Thursday, October 23, 2014

Counting my Blessings


Oftentimes I find myself caught up in the hustle and bustle of life, my days filling up with "I should haves" and "why didn't Is", complaining about things I couldn't do or couldn't have instead of appreciating what I have and what I can do. The constant thoughts of what must be done and the endless to-do lists flood my ever over-thinking (analyzing and reanalyzing) mind. I fail to remember that I am just human and I need time to sit down, relax and let go once in a while (or should I say often?). And simply just be thankful.

Trying hard to do so many things that I aim to accomplish takes a toll on me and pulls me away from the right way of living - to appreciate everyday blessings, even if days don't turn out the way I plan them to. Looking back into my 37 years of existence - as a daughter, a sister, a cousin, a niece, a granddaughter, a friend, a classmate, a girlfriend, a wife, a mother, an in law, a parent volunteer, a blogger and so much more - I've had my fair share of regrets, broken promises and dreams, and disappointments. These bitter memories haunt me from time to time, days when I feel down and doubtful of myself. But come of think of it, all of these fail in comparison to the many eventful days, the wonderful memories I have shared with many great people in my life. 
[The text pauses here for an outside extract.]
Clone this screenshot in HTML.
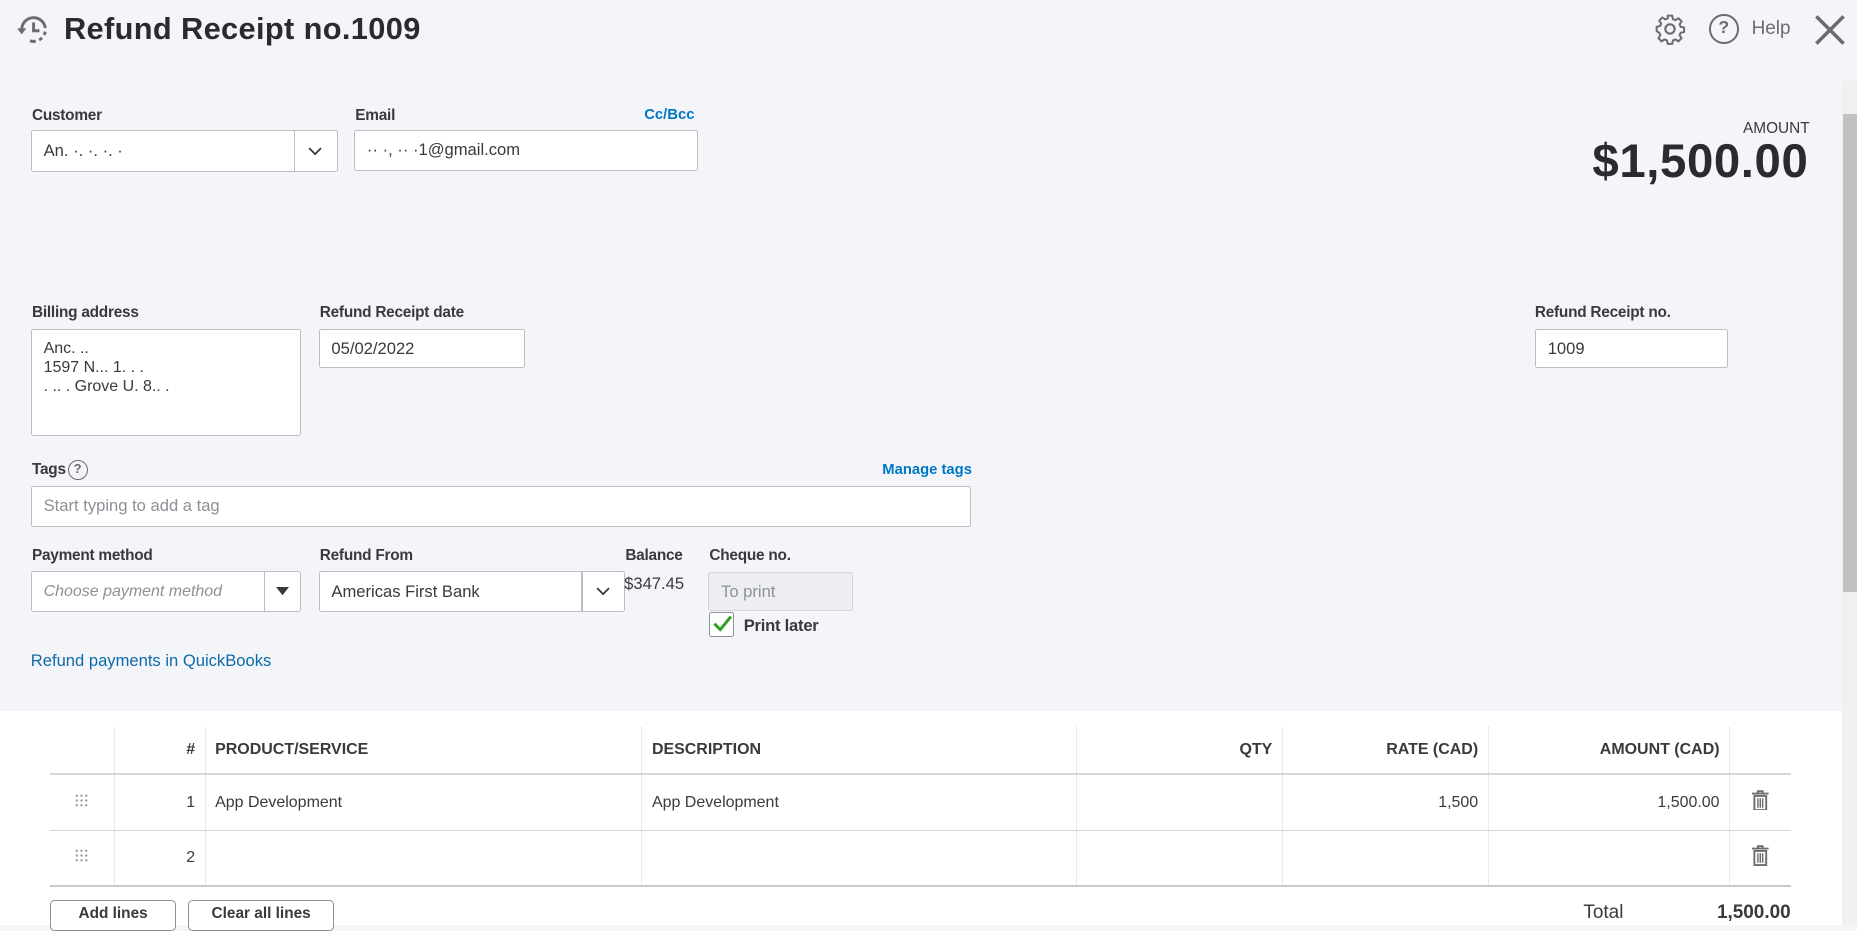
<!DOCTYPE html>
<html><head><meta charset="utf-8"><style>
html{zoom:1.18431}
body{margin:0;width:1568px;height:781px;overflow:hidden;background:#f4f5f8;font-family:"Liberation Sans",sans-serif;color:#393a3d;position:relative}
.a{position:absolute}
.lbl{font-size:13px;color:#393a3d;font-weight:bold;letter-spacing:-0.2px}
.inp{position:absolute;background:#fff;border:1px solid #babec5;border-radius:2px;box-sizing:border-box;font-size:14px;padding:0 10px;display:flex;align-items:center}
.link{color:#0077c5;font-size:12.5px;font-weight:bold}
.white{position:absolute;left:0;top:600px;width:1555px;height:181px;background:#fff}
th,td{font-size:13.5px}
.tb{position:absolute;left:42px;top:614px;border-collapse:collapse;width:1470px}
.tb th{height:39px;border-bottom:2px solid #d4d7dc;text-align:left;padding:0 8px;font-weight:bold;color:#393a3d}
.tb td{height:46px;border-bottom:1px solid #d4d7dc;padding:0 8px;color:#393a3d}
.tb th+th,.tb td+td{border-left:1px dotted #d4d7dc}
.tb tr:last-child td{border-bottom:2px solid #c7cacf}
.r{text-align:right!important}
.c{text-align:center}
.btn{position:absolute;top:760px;height:26px;border:1px solid #8d9096;border-radius:4px;background:#fff;font-size:13px;font-weight:bold;text-align:center;line-height:22px;box-sizing:border-box}
</style></head><body>
<svg class="a" style="left:14px;top:11px" width="30" height="28" viewBox="0 0 30 28"><path d="M4 14 A10 10 0 1 1 11 23.5" fill="none" stroke="#6b6c72" stroke-width="2.5" stroke-dasharray="30 3 3 3 3 3"/><path d="M14 8 v7 h5" fill="none" stroke="#6b6c72" stroke-width="2.5"/><path d="M0 13 l4 5 l4-5z" fill="#6b6c72"/></svg>
<div class="a" style="left:54px;top:9px;font-size:26px;font-weight:bold;color:#2b2b2e;letter-spacing:0.3px">Refund Receipt no.1009</div>
<svg class="a" style="left:1397px;top:11px" width="27" height="27" viewBox="0 0 24 24"><path d="M12 8.5a3.5 3.5 0 1 0 0 7a3.5 3.5 0 1 0 0-7z" fill="none" stroke="#6b6c72" stroke-width="1.6"/><path d="M10.3 2h3.4l.5 2.6 1.9.8 2.2-1.5 2.4 2.4-1.5 2.2.8 1.9 2.6.5v3.4l-2.6.5-.8 1.9 1.5 2.2-2.4 2.4-2.2-1.5-1.9.8-.5 2.6h-3.4l-.5-2.6-1.9-.8-2.2 1.5-2.4-2.4 1.5-2.2-.8-1.9L2 13.7v-3.4l2.6-.5.8-1.9-1.5-2.2 2.4-2.4 2.2 1.5 1.9-.8z" fill="none" stroke="#6b6c72" stroke-width="1.5" stroke-linejoin="round"/></svg>
<div class="a" style="left:1443px;top:12px;width:25px;height:25px;border:2.5px solid #6b6c72;border-radius:50%;box-sizing:border-box;text-align:center;font-weight:bold;font-size:15px;line-height:20px;color:#6b6c72">?</div>
<div class="a" style="left:1479px;top:15px;font-size:16px;color:#6b6c72">Help</div>
<svg class="a" style="left:1532px;top:12px" width="27" height="27"><path d="M2 2L25 25M25 2L2 25" stroke="#6b6c72" stroke-width="3"/></svg>
<div class="a" style="left:1555px;top:68px;width:13px;height:713px;background:#f0f0f0"></div>
<div class="a" style="left:1556px;top:96px;width:12px;height:404px;background:#c1c1c1"></div>
<div class="a lbl" style="left:27px;top:90px">Customer</div>
<div class="inp" style="left:26px;top:110px;width:259px;height:35px">An. ·. ·. ·. ·</div>
<div class="a" style="left:248px;top:111px;width:1px;height:33px;background:#babec5"></div>
<svg class="a" style="left:260px;top:124px" width="12" height="8"><path d="M1 1l5 5 5-5" fill="none" stroke="#393a3d" stroke-width="1.5"/></svg>
<div class="a lbl" style="left:300px;top:90px">Email</div>
<div class="a link" style="left:544px;top:90px">Cc/Bcc</div>
<div class="inp" style="left:299px;top:110px;width:290px;height:34px">·· ·, ·· ·1@gmail.com</div>
<div class="a" style="right:40px;top:101px;font-size:13px;color:#393a3d">AMOUNT</div>
<div class="a" style="right:41px;top:113px;font-size:40px;font-weight:bold;color:#2b2b2e;letter-spacing:0.5px">$1,500.00</div>
<div class="a lbl" style="left:27px;top:257px">Billing address</div>
<div class="inp" style="left:26px;top:278px;width:228px;height:90px;align-items:flex-start;padding-top:8px;line-height:16px;font-size:13.5px">Anc. ..<br>1597 N... 1. . .<br>. .. . Grove U. 8.. .</div>
<div class="a lbl" style="left:270px;top:257px">Refund Receipt date</div>
<div class="inp" style="left:269px;top:278px;width:174px;height:33px">05/02/2022</div>
<div class="a lbl" style="left:1296px;top:257px">Refund Receipt no.</div>
<div class="inp" style="left:1296px;top:278px;width:163px;height:33px">1009</div>
<div class="a lbl" style="left:27px;top:389px">Tags</div>
<div class="a" style="left:57px;top:388px;width:17px;height:17px;border:1.5px solid #6b6c72;border-radius:50%;box-sizing:border-box;text-align:center;font-size:11px;font-weight:bold;line-height:14px;color:#6b6c72">?</div>
<div class="a link" style="left:745px;top:390px">Manage tags</div>
<div class="inp" style="left:26px;top:410px;width:794px;height:35px;color:#8d9096">Start typing to add a tag</div>
<div class="a lbl" style="left:27px;top:462px">Payment method</div>
<div class="inp" style="left:26px;top:482px;width:228px;height:35px;color:#8d9096;font-style:italic;font-size:13.5px">Choose payment method</div>
<div class="a" style="left:223px;top:483px;width:1px;height:33px;background:#babec5"></div>
<svg class="a" style="left:233px;top:496px" width="11" height="7"><path d="M0 0h11L5.5 7z" fill="#393a3d"/></svg>
<div class="a lbl" style="left:270px;top:462px">Refund From</div>
<div class="inp" style="left:269px;top:482px;width:259px;height:35px">Americas First Bank</div>
<div class="a" style="left:491px;top:483px;width:1px;height:33px;background:#babec5"></div>
<svg class="a" style="left:503px;top:496px" width="12" height="8"><path d="M1 1l5 5 5-5" fill="none" stroke="#393a3d" stroke-width="1.5"/></svg>
<div class="a lbl" style="left:528px;top:462px">Balance</div>
<div class="a" style="left:527px;top:485px;font-size:14px">$347.45</div>
<div class="a lbl" style="left:599px;top:462px">Cheque no.</div>
<div class="inp" style="left:598px;top:483px;width:122px;height:33px;background:#eceef1;color:#8d9096;border-color:#d4d7dc">To print</div>
<div class="a" style="left:599px;top:517px;width:21px;height:21px;border:1px solid #8d9096;border-radius:2px;background:#fff;box-sizing:border-box"></div>
<svg class="a" style="left:601px;top:518px" width="18" height="18"><path d="M2 9l5 5 9-11" fill="none" stroke="#2ca01c" stroke-width="2.5"/></svg>
<div class="a lbl" style="left:628px;top:520px;font-size:14px">Print later</div>
<div class="a" style="left:26px;top:550px;font-size:14px;color:#0d6aaa">Refund payments in QuickBooks</div>
<div class="white"></div>
<table class="tb">
<tr><th style="width:38px"></th><th class="r" style="width:60px">#</th><th style="width:352px">PRODUCT/SERVICE</th><th style="width:350px">DESCRIPTION</th><th class="r" style="width:157px">QTY</th><th class="r" style="width:157px">RATE (CAD)</th><th class="r" style="width:187px">AMOUNT (CAD)</th><th></th></tr>
<tr><td class="c"><svg width="11" height="11"><g fill="#999"><circle cx="1.5" cy="1.5" r="1"/><circle cx="5.5" cy="1.5" r="1"/><circle cx="9.5" cy="1.5" r="1"/><circle cx="1.5" cy="5.5" r="1"/><circle cx="5.5" cy="5.5" r="1"/><circle cx="9.5" cy="5.5" r="1"/><circle cx="1.5" cy="9.5" r="1"/><circle cx="5.5" cy="9.5" r="1"/><circle cx="9.5" cy="9.5" r="1"/></g></svg></td><td class="r">1</td><td>App Development</td><td>App Development</td><td></td><td class="r">1,500</td><td class="r">1,500.00</td><td class="c"><svg width="14" height="17" viewBox="0 0 14 17"><path d="M0 3h14M5 3V1h4v2M2 5h10v12H2z" fill="none" stroke="#6b6c72" stroke-width="1.6"/><path d="M5 7v8M7 7v8M9 7v8" stroke="#6b6c72" stroke-width="1.2"/></svg></td></tr>
<tr><td class="c"><svg width="11" height="11"><g fill="#999"><circle cx="1.5" cy="1.5" r="1"/><circle cx="5.5" cy="1.5" r="1"/><circle cx="9.5" cy="1.5" r="1"/><circle cx="1.5" cy="5.5" r="1"/><circle cx="5.5" cy="5.5" r="1"/><circle cx="9.5" cy="5.5" r="1"/><circle cx="1.5" cy="9.5" r="1"/><circle cx="5.5" cy="9.5" r="1"/><circle cx="9.5" cy="9.5" r="1"/></g></svg></td><td class="r">2</td><td></td><td></td><td></td><td></td><td></td><td class="c"><svg width="14" height="17" viewBox="0 0 14 17"><path d="M0 3h14M5 3V1h4v2M2 5h10v12H2z" fill="none" stroke="#6b6c72" stroke-width="1.6"/><path d="M5 7v8M7 7v8M9 7v8" stroke="#6b6c72" stroke-width="1.2"/></svg></td></tr>
</table>
<div class="btn" style="left:42px;width:107px">Add lines</div>
<div class="btn" style="left:159px;width:123px">Clear all lines</div>
<div class="a" style="left:1337px;top:762px;font-size:16px">Total</div>
<div class="a" style="right:56px;top:762px;font-size:16px;font-weight:bold">1,500.00</div>
</body></html>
Over the years of emotional ups and downs, I've learned that I should focus more on the days that bring back happy memories that lift my spirits up. And that I need to constantly remind myself of how blessed I am, not only for the earthly possessions, basic necessities and the occasional luxuries my husband has worked so hard for to provide our family with, but for the more meaningful love and presence of family and friends. I have the following saved and displayed on my phone:
this comes with the message "A grateful life"
- a promise to myself to appreciate every little blessing everyday life brings
a reminder that I already have everything I need to live a happy life
Whenever I feel down or unhappy or hurting, I turn to these images - my life's treasures - then I am reminded to look into the blessings I receive everyday. I may yearn for more material things at times, grumble over frivolous issues or even have bouts of discontent and unhappiness, but as I reflect on what I already have - the unconditional love of my family (immediate, extended and in-laws), a roof on our heads, food on our table, my children's laughter, the company of caring friends - these blessings in life I am truly grateful for. Then I am comforted by the happiness and contentment that fills my heart. 

I choose to be guided by the words of Brother David Steindl-Rast
"In daily life we must see that it is not happiness that makes us grateful, but gratefulness that makes us happy." 

Let these words serve as a reminder to everyone of us that it is indeed our gratefulness for every little blessing that comes our way that leads to our happiness, not the other way around.